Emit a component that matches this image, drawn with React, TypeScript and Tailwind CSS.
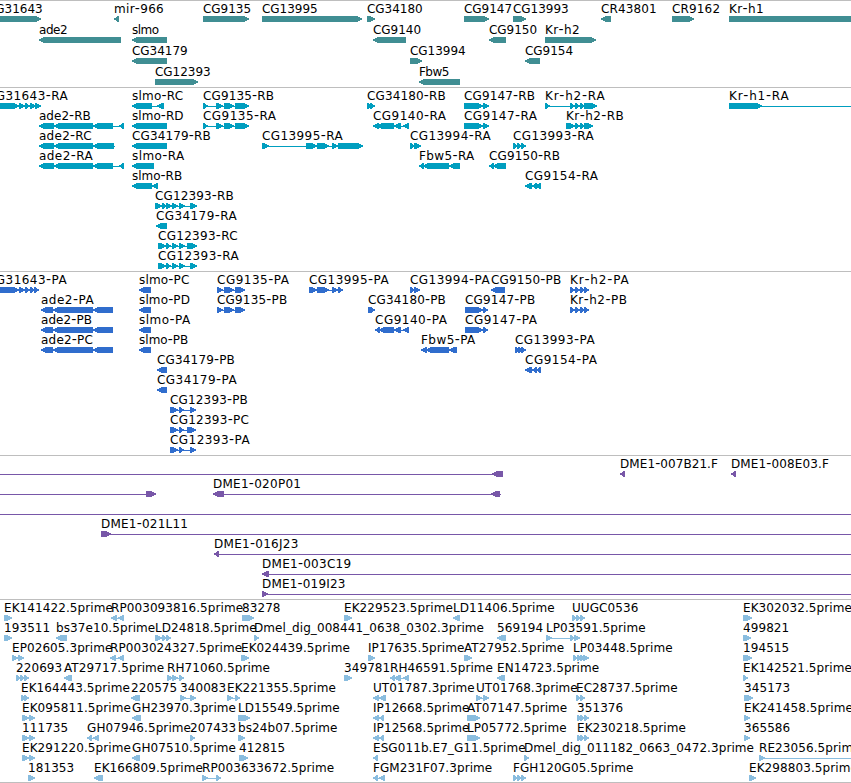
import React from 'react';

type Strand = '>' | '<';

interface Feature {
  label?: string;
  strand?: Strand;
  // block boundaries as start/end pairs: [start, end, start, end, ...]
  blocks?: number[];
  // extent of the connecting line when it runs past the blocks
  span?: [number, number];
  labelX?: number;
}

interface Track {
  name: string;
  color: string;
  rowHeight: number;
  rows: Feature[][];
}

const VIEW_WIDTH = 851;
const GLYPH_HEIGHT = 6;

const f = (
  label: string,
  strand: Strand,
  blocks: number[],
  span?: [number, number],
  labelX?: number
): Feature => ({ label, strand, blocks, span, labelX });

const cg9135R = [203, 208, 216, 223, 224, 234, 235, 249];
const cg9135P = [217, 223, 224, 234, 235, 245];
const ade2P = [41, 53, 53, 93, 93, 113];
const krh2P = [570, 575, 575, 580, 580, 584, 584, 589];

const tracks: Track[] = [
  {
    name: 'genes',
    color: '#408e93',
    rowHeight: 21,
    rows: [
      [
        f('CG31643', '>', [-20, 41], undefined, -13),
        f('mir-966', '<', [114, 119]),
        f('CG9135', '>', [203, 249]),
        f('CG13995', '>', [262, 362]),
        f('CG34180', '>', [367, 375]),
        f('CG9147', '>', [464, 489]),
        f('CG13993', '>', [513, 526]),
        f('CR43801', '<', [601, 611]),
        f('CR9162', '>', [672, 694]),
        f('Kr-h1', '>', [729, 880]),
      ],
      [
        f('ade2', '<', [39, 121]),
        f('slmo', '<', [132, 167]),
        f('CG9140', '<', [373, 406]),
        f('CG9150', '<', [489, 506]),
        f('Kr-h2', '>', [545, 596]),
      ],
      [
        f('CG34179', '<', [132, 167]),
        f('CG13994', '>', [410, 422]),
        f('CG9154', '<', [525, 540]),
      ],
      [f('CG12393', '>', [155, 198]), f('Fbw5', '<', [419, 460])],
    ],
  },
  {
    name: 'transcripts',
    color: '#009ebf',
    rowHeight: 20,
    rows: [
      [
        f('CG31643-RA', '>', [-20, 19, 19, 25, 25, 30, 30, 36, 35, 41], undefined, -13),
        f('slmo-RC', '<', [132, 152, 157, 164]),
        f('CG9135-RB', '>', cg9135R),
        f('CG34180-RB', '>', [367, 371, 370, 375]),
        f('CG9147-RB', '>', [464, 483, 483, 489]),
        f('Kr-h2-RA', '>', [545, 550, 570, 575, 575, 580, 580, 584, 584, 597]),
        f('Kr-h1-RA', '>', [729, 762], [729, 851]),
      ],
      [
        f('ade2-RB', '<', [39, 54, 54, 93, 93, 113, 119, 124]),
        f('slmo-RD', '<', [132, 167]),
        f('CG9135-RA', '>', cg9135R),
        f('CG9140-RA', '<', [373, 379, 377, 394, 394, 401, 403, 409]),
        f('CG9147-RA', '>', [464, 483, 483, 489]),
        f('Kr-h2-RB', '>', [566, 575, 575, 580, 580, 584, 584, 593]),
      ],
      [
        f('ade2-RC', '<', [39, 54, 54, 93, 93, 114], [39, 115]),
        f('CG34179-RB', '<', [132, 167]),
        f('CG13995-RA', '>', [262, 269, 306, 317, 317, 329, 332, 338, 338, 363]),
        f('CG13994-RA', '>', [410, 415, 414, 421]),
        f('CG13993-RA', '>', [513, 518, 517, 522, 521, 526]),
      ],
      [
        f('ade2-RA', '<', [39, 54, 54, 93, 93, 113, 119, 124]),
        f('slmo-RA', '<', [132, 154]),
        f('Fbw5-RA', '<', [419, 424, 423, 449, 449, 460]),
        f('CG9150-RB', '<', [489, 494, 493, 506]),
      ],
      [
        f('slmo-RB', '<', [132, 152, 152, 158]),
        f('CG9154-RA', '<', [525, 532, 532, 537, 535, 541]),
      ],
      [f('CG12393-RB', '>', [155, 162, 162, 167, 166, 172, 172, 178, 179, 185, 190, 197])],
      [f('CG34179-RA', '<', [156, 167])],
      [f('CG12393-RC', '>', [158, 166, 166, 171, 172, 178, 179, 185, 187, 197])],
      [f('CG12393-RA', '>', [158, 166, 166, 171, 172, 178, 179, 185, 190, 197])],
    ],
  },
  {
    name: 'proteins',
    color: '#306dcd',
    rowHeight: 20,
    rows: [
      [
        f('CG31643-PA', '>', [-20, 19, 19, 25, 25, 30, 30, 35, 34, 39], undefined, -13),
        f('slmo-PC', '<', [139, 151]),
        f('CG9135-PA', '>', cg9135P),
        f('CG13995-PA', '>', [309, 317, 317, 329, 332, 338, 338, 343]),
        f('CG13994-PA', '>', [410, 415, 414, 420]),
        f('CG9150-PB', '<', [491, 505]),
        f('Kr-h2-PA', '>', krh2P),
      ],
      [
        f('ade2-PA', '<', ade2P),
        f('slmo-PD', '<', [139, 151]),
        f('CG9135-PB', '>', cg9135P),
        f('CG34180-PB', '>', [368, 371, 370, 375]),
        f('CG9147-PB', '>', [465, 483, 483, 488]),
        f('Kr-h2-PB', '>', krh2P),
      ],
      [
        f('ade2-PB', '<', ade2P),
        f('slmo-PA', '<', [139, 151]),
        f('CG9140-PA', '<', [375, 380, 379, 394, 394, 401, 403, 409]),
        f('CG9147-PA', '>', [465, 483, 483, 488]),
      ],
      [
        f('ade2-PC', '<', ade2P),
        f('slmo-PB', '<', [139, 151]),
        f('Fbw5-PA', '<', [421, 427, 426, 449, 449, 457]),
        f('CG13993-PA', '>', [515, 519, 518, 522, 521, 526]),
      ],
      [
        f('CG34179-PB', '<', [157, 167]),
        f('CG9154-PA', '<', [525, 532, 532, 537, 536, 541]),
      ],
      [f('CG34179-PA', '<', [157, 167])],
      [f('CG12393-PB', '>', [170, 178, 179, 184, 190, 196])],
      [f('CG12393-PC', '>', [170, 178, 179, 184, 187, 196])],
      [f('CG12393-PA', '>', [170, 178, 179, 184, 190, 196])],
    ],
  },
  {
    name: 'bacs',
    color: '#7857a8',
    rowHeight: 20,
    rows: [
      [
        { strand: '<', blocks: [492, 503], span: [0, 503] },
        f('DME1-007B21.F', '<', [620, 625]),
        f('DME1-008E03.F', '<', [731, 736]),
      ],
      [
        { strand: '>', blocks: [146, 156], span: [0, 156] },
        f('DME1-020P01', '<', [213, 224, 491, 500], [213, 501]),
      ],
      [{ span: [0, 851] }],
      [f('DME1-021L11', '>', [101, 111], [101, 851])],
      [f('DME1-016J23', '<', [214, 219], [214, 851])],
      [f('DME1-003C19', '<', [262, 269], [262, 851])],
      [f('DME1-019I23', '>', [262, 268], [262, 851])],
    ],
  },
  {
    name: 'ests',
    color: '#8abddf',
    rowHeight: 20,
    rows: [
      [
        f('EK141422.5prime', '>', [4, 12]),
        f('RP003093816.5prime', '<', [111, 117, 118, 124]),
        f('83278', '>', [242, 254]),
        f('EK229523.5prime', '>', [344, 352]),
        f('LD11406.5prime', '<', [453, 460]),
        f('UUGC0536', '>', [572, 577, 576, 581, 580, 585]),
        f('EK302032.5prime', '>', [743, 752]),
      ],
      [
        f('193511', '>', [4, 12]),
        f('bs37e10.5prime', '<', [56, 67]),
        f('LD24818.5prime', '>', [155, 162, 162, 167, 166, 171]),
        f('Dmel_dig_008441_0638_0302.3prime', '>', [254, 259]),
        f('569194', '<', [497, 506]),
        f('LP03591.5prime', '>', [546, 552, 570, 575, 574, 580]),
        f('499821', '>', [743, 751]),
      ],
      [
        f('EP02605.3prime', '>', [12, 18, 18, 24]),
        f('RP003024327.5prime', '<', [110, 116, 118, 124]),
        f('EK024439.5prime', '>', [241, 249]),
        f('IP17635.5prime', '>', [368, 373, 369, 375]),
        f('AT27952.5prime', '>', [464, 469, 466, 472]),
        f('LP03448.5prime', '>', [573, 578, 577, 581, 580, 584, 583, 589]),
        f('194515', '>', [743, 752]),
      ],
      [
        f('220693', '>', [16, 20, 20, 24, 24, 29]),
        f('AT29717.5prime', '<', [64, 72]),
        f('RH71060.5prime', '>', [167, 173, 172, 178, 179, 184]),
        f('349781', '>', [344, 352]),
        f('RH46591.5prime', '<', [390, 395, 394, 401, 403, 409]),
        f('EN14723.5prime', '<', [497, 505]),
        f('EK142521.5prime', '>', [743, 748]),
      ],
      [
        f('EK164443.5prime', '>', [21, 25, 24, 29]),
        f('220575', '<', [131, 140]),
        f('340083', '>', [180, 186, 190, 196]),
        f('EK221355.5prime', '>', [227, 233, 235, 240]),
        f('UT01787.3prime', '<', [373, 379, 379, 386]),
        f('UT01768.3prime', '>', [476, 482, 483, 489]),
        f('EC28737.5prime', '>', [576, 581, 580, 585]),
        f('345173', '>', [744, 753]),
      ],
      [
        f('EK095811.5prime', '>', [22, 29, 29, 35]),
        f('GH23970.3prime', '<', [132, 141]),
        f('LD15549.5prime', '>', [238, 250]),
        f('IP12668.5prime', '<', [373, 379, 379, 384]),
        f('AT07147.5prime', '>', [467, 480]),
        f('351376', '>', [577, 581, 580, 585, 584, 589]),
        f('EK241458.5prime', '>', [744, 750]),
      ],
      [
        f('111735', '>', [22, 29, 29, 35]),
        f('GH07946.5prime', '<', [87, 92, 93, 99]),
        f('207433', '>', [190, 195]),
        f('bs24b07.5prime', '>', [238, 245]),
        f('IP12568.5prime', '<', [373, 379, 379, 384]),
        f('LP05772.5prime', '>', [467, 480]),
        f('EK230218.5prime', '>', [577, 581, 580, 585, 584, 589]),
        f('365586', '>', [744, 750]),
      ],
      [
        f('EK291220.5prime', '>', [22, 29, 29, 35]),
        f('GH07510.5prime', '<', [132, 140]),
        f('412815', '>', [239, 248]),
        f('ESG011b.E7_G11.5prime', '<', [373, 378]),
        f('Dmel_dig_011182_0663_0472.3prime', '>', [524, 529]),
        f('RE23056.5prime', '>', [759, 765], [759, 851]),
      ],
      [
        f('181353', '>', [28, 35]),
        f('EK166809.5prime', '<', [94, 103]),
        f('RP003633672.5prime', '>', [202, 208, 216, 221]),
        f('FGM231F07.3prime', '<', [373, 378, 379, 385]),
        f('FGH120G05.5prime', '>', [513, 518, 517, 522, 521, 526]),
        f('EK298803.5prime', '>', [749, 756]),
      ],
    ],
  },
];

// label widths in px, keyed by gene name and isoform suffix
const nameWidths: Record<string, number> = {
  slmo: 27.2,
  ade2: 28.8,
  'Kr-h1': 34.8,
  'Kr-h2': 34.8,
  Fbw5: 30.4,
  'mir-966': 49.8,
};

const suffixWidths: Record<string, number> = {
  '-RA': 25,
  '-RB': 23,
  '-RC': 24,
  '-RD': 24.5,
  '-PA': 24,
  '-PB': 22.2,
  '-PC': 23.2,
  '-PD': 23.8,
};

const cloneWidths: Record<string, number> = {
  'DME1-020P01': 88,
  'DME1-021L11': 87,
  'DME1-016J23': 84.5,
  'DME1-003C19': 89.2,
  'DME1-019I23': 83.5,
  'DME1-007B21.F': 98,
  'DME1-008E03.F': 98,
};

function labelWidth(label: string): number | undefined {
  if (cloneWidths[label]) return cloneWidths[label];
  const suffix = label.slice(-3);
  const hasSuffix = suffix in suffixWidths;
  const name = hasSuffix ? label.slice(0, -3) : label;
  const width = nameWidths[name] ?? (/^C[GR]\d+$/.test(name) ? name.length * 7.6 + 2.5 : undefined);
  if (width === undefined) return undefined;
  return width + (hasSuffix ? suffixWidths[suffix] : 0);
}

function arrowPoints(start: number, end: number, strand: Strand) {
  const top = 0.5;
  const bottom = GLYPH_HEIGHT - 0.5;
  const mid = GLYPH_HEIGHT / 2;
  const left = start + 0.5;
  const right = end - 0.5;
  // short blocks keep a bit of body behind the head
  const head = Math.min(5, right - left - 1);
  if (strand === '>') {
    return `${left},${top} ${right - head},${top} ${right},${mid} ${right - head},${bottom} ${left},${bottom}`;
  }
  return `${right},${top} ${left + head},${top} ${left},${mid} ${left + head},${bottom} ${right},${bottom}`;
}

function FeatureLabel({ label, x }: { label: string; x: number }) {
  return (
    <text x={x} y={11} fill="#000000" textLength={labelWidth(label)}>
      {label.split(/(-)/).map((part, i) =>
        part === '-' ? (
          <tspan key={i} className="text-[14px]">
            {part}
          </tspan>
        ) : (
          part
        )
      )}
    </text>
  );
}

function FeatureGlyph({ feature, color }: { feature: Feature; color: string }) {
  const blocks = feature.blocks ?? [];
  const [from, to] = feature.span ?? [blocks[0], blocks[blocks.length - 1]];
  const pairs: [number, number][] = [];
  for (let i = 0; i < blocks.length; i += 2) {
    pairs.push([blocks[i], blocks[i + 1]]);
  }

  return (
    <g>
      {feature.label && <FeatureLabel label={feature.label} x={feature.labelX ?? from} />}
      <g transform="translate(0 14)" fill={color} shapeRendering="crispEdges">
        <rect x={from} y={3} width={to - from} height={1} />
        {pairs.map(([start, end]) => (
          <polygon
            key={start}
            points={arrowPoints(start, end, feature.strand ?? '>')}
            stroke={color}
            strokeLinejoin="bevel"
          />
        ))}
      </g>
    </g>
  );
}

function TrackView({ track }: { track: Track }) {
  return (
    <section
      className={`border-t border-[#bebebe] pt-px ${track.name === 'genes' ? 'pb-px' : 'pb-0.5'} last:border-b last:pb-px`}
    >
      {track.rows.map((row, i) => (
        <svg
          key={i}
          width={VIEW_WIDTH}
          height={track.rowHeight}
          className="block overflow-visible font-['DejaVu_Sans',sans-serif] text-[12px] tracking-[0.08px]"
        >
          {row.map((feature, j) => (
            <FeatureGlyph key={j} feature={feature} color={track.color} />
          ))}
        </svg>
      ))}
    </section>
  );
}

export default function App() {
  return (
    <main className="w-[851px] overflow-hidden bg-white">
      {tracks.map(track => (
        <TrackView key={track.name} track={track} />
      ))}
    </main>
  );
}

STATED PROBLEM: From the top of the listing above, repeat each line exactly until you reach the line containing "type Strand = '>' | '<';", and repeat that one too. Leave the pictures out.

FINAL ANSWER:
Emit a component that matches this image, drawn with React, TypeScript and Tailwind CSS.
import React from 'react';

type Strand = '>' | '<';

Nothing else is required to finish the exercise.